I grant that all societies must be pluralistic in one sense — relationships always have disagreements. But we can’t have an ordered civil society if we have fundamentally disordered the most important civil relationship on earth.
A pluralism that demands fundamental disorder is at odds with any civilized society.
This is where David French’s argument fails.
You can no more form a flourishing society around same-sex "marriage" than around, for example, human sacrifice or genocide. They’re all fundamentally out of sync with the way God made the world and what He’s revealed in His Word.
You can no more form a flourishing society around same-sex "marriage" than around, for example, human sacrifice or genocide. They’re all fundamentally out of sync with the way God made the world and what He’s revealed in His Word.
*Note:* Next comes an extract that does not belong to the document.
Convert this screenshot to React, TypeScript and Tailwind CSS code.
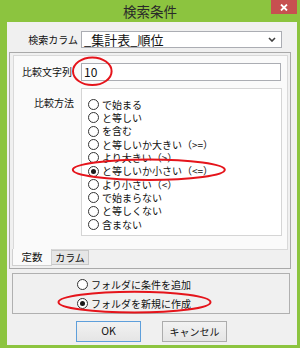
const jp = "font-['Noto_Sans_CJK_JP','Noto_Sans',sans-serif]";

const methods = [
  "で始まる",
  "と等しい",
  "を含む",
  "と等しいか大きい（>=）",
  "より大きい（>）",
  "と等しいか小さい（<=）",
  "より小さい（<）",
  "で始まらない",
  "と等しくない",
  "含まない",
];

function Radio({ label, checked = false, rowClass }: { label: string; checked?: boolean; rowClass: string }) {
  return (
    <div className={`flex items-center ${rowClass}`}>
      <span className="w-[11px] h-[11px] rounded-full border border-[#333333] bg-white flex items-center justify-center shrink-0">
        {checked && <span className="w-[5px] h-[5px] rounded-full bg-[#1a1a1a]" />}
      </span>
      <span className="ml-[3px] text-[10px] leading-none text-[#111111] whitespace-nowrap">{label}</span>
    </div>
  );
}

export default function App() {
  return (
    <div className={`relative w-[300px] h-[348px] bg-[#8cc43f] flex flex-col ${jp}`}>
      {/* title bar */}
      <div className="h-[22px] shrink-0 grid grid-cols-[1fr_auto_1fr]">
        <div />
        <div className="text-[13.5px] leading-[22px] text-[#2a2a2a]">検索条件</div>
        <div className="flex justify-end">
          <div className="mr-[3px] w-[26px] h-[14px] bg-[#c75050] flex items-center justify-center">
            <svg width="8" height="7" viewBox="0 0 8 7">
              <path d="M1 0.5 L7 6.5 M7 0.5 L1 6.5" stroke="#ffffff" strokeWidth="1.8" />
            </svg>
          </div>
        </div>
      </div>

      {/* client area */}
      <div className="ml-[7px] mr-[3px] mb-[3px] flex-1 bg-[#f0f0f0] flex flex-col">
        <div className="mt-[9px] flex items-center h-[17px]">
          <div className="w-[71px] text-right text-[10px] leading-none text-[#111111]">検索カラム</div>
          <div className="ml-[3px] w-[201px] h-[17px] border border-[#abadb3] bg-white flex items-center justify-between pl-[2px] pr-[5px]">
            <span className="text-[13px] leading-none text-[#111111]">_集計表_順位</span>
            <svg width="8" height="5" viewBox="0 0 8 5">
              <path d="M1 1 L4 4 L7 1" stroke="#404040" strokeWidth="1.6" fill="none" />
            </svg>
          </div>
        </div>

        {/* tab control */}
        <div className="mt-[4px] ml-[2px] w-[282px] h-[217px] border border-[#a9a9a9] pt-[2px] px-[3px] flex flex-col">
          <div className="w-[275px] h-[195px] border border-[#d9d9d9] bg-[#fafafa] flex flex-col">
            <div className="mt-[7px] flex items-center h-[18px]">
              <div className="w-[58px] text-right text-[10px] leading-none text-[#111111] whitespace-nowrap">比較文字列</div>
              <div className="ml-[9px] w-[200px] h-[18px] border border-[#abadb3] bg-white flex items-center pl-[2px]">
                <span className="text-[12px] leading-none text-[#111111]">10</span>
              </div>
            </div>
            <div className="mt-[7px] flex">
              <div className="w-[60px] pt-[10px] text-right text-[10px] leading-none text-[#111111]">比較方法</div>
              <div className="ml-[7px] w-[201px] h-[148px] border border-[#d5d5d5] bg-white pt-[9px] pl-[6px]">
                {methods.map((m, i) => (
                  <Radio key={m} label={m} checked={i === 5} rowClass="h-[13.33px]" />
                ))}
              </div>
            </div>
          </div>
          <div className="flex -mt-px">
            <div className="relative -ml-px w-[40px] h-[17px] border border-t-0 border-[#d0d0d0] bg-[#fafafa] flex items-center justify-center text-[10.5px] leading-none text-[#111111]">
              定数
            </div>
            <div className="mt-px w-[37px] h-[15px] border border-l-0 border-[#c8c8c8] bg-[#e6e6e6] flex items-center justify-center text-[10px] leading-none text-[#111111]">
              カラム
            </div>
          </div>
        </div>

        {/* folder options */}
        <div className="mt-[4px] ml-[5px] w-[278px] h-[41px] border border-[#b0b0b0] pt-[1px] pl-[64px]">
          <Radio label="フォルダに条件を追加" rowClass="h-[19px]" />
          <Radio label="フォルダを新規に作成" checked rowClass="h-[19px]" />
        </div>

        <div className="mt-[7px] flex">
          <button className="ml-[69px] w-[65px] h-[21px] border border-[#5e9fdb] bg-linear-to-b from-[#f2f2f2] to-[#e5e5e5] text-[10.5px] leading-none text-[#111111]">
            OK
          </button>
          <button className="ml-[21px] w-[65px] h-[21px] border border-[#acacac] bg-linear-to-b from-[#f2f2f2] to-[#e5e5e5] text-[10px] leading-none text-[#111111]">
            キャンセル
          </button>
        </div>
      </div>

      {/* red annotation marks drawn over the dialog */}
      <svg className="absolute inset-0 pointer-events-none" width="300" height="348" viewBox="0 0 300 348">
        <ellipse cx="92.3" cy="71.2" rx="19.3" ry="13.8" fill="none" stroke="#e5141b" strokeWidth="2" />
        <ellipse cx="148.8" cy="169.7" rx="76" ry="10.3" fill="none" stroke="#e5141b" strokeWidth="2" />
        <ellipse cx="134.5" cy="302.2" rx="76" ry="10.4" fill="none" stroke="#e5141b" strokeWidth="2" />
      </svg>
    </div>
  );
}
Human sacrifice, genocide, abortion, and euthanasia treat death, our greatest enemy, as a moral good and defy God’s command, “thou shalt not murder.”
Pornography, prostitution, and same-sex “marriage” discard the created order for sexual union and defy God’s command, “thou shalt not commit adultery.”
Bribery, corruption, and fraud ignore that this world operates on truth and defy God’s command, “thou shalt not bear false witness.”
When we institutionalize any of these things, we accelerate our society towards destruction.
The RFMA will push the pedal a little closer to the metal.
In the end, French himself said it best: “Here I am in 2022 trying to square the same circle that I was trying to square in 2004 and in 2015."
French is trying to square the proverbial circle — he’s trying to create a flourishing society in the world God made on the back of a fundamental deception about the way God made the world.